In all three of the class actions, the plaintiffs are current or former tenants of separate apartment buildings in New York City who seek damages for rent overcharges.




"They allege that their units were decontrolled in contravention of RSL § 26–516 (a) because their landlords accept tax benefits pursuant to New York City's J-51 tax abatement program," the majority opinion states. "To qualify for the J-51 program exemption, landlords must relinquish their rights under the decontrol provisions of the RSL while they benefit from the exemption."




The plaintiffs' claims arose out of this court’s decision in Roberts v. Tishman Speyer Props., in which the court held that a landlord receiving the benefit of a J–51 tax abatement may not deregulate any apartment in the building pursuant to the luxury decontrol laws.




"Prior to Roberts, the New York State Division of Housing and Community Renewal took the position that where participation in the J–51 program was not the sole reason for the rent regulated status of a building, particular apartments could be luxury decontrolled, As a consequence, many landlords decontrolled particular apartments in their buildings, charging tenants market rents, while at the same time receiving J–51 tax abatements," the majority opinion states. "In Roberts, we did not address the legitimacy of the putative class action, but we now address the issue."




All the plaintiffs initially sought treble damages in their complaints, but then waived that demand.




"Because of the number of plaintiffs from each building who seek damages for rent overcharges, the question arises whether these claims can properly be brought as class actions," the majority opinion states.




In his dissenting opinion, Smith said the simplest and best reason to hold that even the untrebled remedy is a penalty is that the statute says it is.

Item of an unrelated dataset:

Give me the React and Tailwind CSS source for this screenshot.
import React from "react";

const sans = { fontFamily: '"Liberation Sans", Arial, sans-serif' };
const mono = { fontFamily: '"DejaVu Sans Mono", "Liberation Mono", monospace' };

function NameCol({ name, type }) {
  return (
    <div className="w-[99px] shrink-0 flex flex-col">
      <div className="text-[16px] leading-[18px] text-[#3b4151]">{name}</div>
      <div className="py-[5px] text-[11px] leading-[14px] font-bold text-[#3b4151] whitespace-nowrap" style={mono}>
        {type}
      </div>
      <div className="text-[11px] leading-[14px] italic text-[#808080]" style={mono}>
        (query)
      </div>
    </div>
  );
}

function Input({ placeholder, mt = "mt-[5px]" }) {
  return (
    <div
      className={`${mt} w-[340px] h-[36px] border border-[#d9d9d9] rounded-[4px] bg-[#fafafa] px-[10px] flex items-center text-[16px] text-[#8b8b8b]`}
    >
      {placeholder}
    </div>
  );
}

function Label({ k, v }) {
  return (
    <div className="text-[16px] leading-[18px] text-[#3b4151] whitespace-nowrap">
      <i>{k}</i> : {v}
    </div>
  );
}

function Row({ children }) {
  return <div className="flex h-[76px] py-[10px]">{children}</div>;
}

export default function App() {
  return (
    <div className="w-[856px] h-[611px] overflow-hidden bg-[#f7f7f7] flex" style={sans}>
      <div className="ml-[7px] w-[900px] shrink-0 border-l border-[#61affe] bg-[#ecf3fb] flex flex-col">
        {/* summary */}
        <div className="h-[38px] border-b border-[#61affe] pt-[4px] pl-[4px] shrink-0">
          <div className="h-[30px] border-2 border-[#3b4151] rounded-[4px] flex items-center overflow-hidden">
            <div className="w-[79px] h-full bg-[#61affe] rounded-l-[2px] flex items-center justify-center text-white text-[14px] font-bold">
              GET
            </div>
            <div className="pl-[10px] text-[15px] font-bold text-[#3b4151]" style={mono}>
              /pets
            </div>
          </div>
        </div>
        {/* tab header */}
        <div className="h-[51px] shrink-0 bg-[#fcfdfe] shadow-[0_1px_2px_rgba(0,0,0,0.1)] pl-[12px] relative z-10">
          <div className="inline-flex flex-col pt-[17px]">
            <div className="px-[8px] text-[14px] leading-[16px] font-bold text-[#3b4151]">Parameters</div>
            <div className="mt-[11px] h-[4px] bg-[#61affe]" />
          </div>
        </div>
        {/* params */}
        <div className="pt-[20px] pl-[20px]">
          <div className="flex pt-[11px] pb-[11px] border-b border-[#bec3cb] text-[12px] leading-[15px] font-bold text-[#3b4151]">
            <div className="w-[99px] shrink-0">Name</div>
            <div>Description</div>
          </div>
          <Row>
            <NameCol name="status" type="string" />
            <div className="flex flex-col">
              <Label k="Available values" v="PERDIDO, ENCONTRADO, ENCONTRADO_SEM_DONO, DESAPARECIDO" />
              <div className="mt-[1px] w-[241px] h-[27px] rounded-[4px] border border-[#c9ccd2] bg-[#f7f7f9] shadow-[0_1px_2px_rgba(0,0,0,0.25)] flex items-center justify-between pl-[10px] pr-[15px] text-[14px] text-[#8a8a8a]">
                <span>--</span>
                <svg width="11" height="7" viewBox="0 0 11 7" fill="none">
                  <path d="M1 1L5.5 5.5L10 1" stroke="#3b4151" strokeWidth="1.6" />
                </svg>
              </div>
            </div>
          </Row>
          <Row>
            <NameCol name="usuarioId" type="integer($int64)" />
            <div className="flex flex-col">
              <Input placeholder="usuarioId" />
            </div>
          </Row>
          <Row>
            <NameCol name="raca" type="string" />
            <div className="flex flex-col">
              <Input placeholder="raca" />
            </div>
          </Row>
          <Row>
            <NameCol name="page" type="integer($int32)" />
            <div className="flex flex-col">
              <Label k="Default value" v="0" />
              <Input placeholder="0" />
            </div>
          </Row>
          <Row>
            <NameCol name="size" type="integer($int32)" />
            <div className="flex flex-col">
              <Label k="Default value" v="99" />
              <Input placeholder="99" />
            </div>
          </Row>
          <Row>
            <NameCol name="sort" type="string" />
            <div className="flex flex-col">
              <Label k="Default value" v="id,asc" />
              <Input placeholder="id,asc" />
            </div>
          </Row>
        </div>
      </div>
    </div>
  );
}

"It could hardly be said more plainly that the authors of the RSL considered 'the amount of the overcharge plus interest' -- without trebling -- to be a 'penalty,'" the dissenting opinion states. "Our cases make clear that, in deciding whether a particular remedy is a penalty or not, the label chosen by the authors of the legislation in question is ordinarily dispositive."

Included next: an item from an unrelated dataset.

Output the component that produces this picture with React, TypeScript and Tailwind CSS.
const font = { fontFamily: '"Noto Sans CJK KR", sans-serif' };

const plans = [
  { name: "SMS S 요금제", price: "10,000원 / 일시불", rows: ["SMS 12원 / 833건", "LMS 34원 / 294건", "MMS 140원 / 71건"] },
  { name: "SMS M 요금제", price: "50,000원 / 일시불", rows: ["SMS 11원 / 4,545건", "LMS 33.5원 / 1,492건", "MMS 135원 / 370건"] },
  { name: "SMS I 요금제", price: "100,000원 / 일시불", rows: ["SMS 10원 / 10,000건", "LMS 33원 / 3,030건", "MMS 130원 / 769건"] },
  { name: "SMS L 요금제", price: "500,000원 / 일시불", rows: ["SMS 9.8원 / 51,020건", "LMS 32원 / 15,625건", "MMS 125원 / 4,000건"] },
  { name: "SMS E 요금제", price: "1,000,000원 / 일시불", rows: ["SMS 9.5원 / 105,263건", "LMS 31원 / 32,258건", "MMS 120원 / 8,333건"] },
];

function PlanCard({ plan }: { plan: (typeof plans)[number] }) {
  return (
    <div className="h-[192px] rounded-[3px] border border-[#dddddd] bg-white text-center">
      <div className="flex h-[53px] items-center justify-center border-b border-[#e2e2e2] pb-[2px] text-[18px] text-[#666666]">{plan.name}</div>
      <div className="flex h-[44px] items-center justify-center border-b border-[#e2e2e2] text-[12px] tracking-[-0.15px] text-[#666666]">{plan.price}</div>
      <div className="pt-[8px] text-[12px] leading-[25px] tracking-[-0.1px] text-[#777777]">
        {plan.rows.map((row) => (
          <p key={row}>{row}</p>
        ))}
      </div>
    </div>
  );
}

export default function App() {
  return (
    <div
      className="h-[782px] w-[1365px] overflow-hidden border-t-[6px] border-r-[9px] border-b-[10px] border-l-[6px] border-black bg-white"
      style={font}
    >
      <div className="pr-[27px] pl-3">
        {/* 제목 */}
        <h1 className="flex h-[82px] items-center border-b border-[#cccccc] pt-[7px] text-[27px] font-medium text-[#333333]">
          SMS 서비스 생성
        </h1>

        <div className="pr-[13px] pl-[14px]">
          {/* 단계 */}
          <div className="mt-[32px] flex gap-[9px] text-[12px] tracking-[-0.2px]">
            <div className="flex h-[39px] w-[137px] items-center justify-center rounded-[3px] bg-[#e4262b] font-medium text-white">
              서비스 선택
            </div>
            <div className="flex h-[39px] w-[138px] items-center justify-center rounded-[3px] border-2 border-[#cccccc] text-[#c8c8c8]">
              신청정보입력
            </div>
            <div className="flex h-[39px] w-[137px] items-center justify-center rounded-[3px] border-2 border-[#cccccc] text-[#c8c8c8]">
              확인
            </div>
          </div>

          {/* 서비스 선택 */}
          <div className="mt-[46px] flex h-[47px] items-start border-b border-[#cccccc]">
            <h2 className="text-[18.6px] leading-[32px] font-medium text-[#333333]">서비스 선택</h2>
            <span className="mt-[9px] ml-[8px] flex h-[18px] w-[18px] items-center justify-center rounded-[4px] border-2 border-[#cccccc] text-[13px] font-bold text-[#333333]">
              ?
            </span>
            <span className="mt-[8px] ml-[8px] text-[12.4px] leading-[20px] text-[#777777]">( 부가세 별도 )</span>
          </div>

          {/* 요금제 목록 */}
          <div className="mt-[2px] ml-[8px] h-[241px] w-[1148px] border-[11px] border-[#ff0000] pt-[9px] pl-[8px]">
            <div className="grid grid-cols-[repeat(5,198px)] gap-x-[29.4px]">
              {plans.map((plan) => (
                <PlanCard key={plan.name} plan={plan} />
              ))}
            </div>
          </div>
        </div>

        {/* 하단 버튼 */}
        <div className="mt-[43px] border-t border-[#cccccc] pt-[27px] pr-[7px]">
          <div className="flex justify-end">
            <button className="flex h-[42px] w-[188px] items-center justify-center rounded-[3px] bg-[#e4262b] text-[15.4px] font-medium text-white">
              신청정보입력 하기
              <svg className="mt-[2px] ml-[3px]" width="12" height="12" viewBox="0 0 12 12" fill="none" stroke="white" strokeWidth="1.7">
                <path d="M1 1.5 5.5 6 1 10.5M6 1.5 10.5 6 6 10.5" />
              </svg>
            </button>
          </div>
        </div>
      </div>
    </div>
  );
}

Smith said while single-damages remedies are usually compensatory, the remedy provided by this RSL provision is unusual, because it awards monetary relief to people who have not, in economic reality, been damaged by the landlord misconduct of which they complain.

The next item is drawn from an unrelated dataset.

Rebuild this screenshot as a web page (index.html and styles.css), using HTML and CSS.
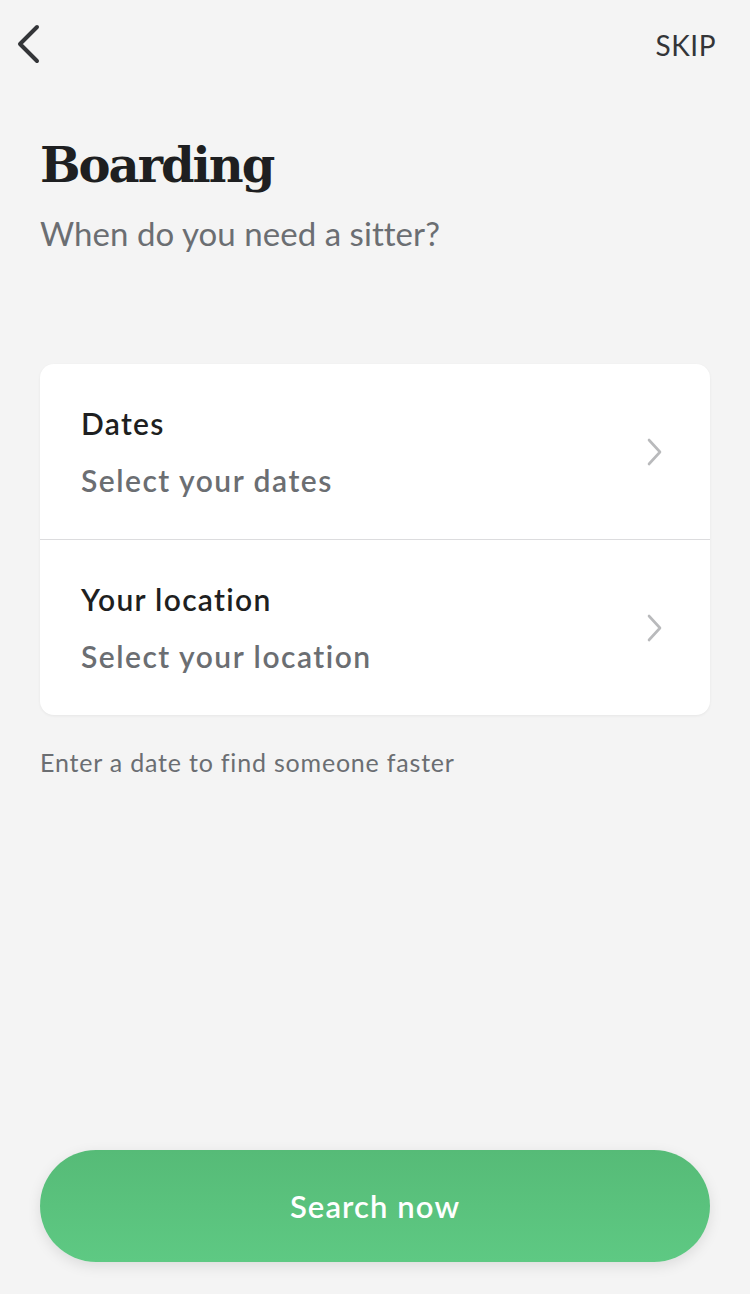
FILE: index.html
```html
<!DOCTYPE html>
<html lang="en">
<head>
<meta charset="utf-8">
<title>Boarding</title>
<link rel="stylesheet" href="styles.css">
</head>
<body>
<div class="page">
  <header class="topbar">
    <button class="back" aria-label="Back">
      <svg width="30" height="44" viewBox="0 0 30 44" fill="none" stroke="#333538" stroke-width="4" stroke-linecap="round" stroke-linejoin="round"><path d="M23 5 L6 22 L23 39"/></svg>
    </button>
    <span class="skip">SKIP</span>
  </header>

  <h1 class="title">Boarding</h1>
  <p class="subtitle">When do you need a sitter?</p>

  <section class="card">
    <div class="row">
      <div class="row-text">
        <div class="row-title">Dates</div>
        <div class="row-value">Select your dates</div>
      </div>
      <svg class="chev" width="20" height="28" viewBox="0 0 20 28" fill="none" stroke="#b9babc" stroke-width="2.6" stroke-linecap="round" stroke-linejoin="round"><path d="M5 2 L16 14 L5 26"/></svg>
    </div>
    <div class="row">
      <div class="row-text">
        <div class="row-title">Your location</div>
        <div class="row-value">Select your location</div>
      </div>
      <svg class="chev" width="20" height="28" viewBox="0 0 20 28" fill="none" stroke="#b9babc" stroke-width="2.6" stroke-linecap="round" stroke-linejoin="round"><path d="M5 2 L16 14 L5 26"/></svg>
    </div>
  </section>

  <p class="hint">Enter a date to find someone faster</p>

  <button class="cta">Search now</button>
</div>
</body>
</html>
```
FILE: styles.css
```css
html, body {
  margin: 0;
  padding: 0;
  background: #f4f4f4;
}

.page {
  box-sizing: border-box;
  height: 1294px;
  display: flex;
  flex-direction: column;
  padding: 0 40px 32px;
  font-family: Lato, "Open Sans", sans-serif;
}

.topbar {
  display: flex;
  justify-content: space-between;
  align-items: center;
  height: 90px;
  margin: 0 -40px;
  padding: 0 34px 0 14px;
}

.back {
  background: none;
  border: 0;
  padding: 0;
  margin-top: -2px;
  display: flex;
}

.skip {
  font-size: 28px;
  color: #333538;
  letter-spacing: 0.5px;
}

.title {
  margin: 46px 0 0;
  font-family: "DejaVu Serif", "Liberation Serif", serif;
  font-weight: 700;
  font-size: 48px;
  line-height: 58px;
  letter-spacing: -2px;
  color: #1e1f21;
}

.subtitle {
  margin: 19px 0 0;
  font-size: 33px;
  line-height: 40px;
  letter-spacing: 0.05px;
  color: #6b6e72;
}

.card {
  margin-top: 111px;
  background: #fff;
  border-radius: 14px;
  box-shadow: 0 1px 3px rgba(0, 0, 0, 0.06);
}

.row {
  display: flex;
  align-items: center;
  justify-content: space-between;
  padding: 41px 46px 41px 41px;
}

.row + .row {
  border-top: 1px solid #dcdcde;
}

.row-text {
  display: flex;
  flex-direction: column;
  gap: 21px;
}

.row-title {
  font-size: 30px;
  line-height: 36px;
  font-weight: 600;
  letter-spacing: 1.3px;
  color: #1e1f21;
}

.row-value {
  font-size: 30px;
  line-height: 36px;
  font-weight: 600;
  letter-spacing: 1.5px;
  color: #6b6e72;
}

.hint {
  margin: 32px 0 0;
  font-size: 25px;
  line-height: 30px;
  letter-spacing: 0.8px;
  color: #6b6e72;
}

.cta {
  margin-top: auto;
  height: 112px;
  border: 0;
  border-radius: 56px;
  background: linear-gradient(#56bb77, #5ec983);
  box-shadow: 0 4px 14px rgba(0, 0, 0, 0.1);
  color: #fff;
  font-family: Lato, "Open Sans", sans-serif;
  font-size: 31px;
  font-weight: 600;
  letter-spacing: 1.1px;
}
```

"In fact, these plaintiffs and others similarly situated are in a real sense beneficiaries of that misconduct," the dissenting opinion states. "Where, as here, a landlord illegally charges a freemarket rent for a rent-stabilized apartment, the result is that the apartment will be rented to someone able and willing to pay the market rent."




If the landlord had complied with the law, the apartment would have been more affordable and many more tenants would have been happy to rent it -- assuming that it had become vacant at all.




"It is most unlikely that any of the present plaintiffs, all of whom signed market-rent leases for their apartments, could have obtained the same apartments at the legal rent," the dissenting opinion states. "But the statute, by requiring the overcharge to be refunded to them, effectively gives them what they could not have obtained; they are getting not compensation, but a significant windfall."




Smith believes the choice makes sense, but only if the statute is seen not as compensating injured tenants, but as penalizing landlords.




"By being deprived of the money they have illegally received, the landlords are punished for their unlawful conduct...and they and other landlords are deterred from future violations of the law," the dissenting opinion states. "The result of this penalty, in the legislative scheme, is that landlords will be induced to comply with the rent limitations imposed by law and people who-- unlike the present plaintiffs --cannot pay market rents will be able to find affordable housing."




The plaintiffs are represented by Christian Siebott of Bernstein Liebhard LLP in New York and Matthew D. Brinckerhoff of Emery Celli Brinckerhoff & Abady LLP in New York.




The defendants are represented by Jeffrey Turkel of Rosenberg & Estis PC in New York, Magda L. Cruz of Belkin Burden Wenig & Goldman LLP in New York and Todd E. Soloway of Pryor Cashman in New York.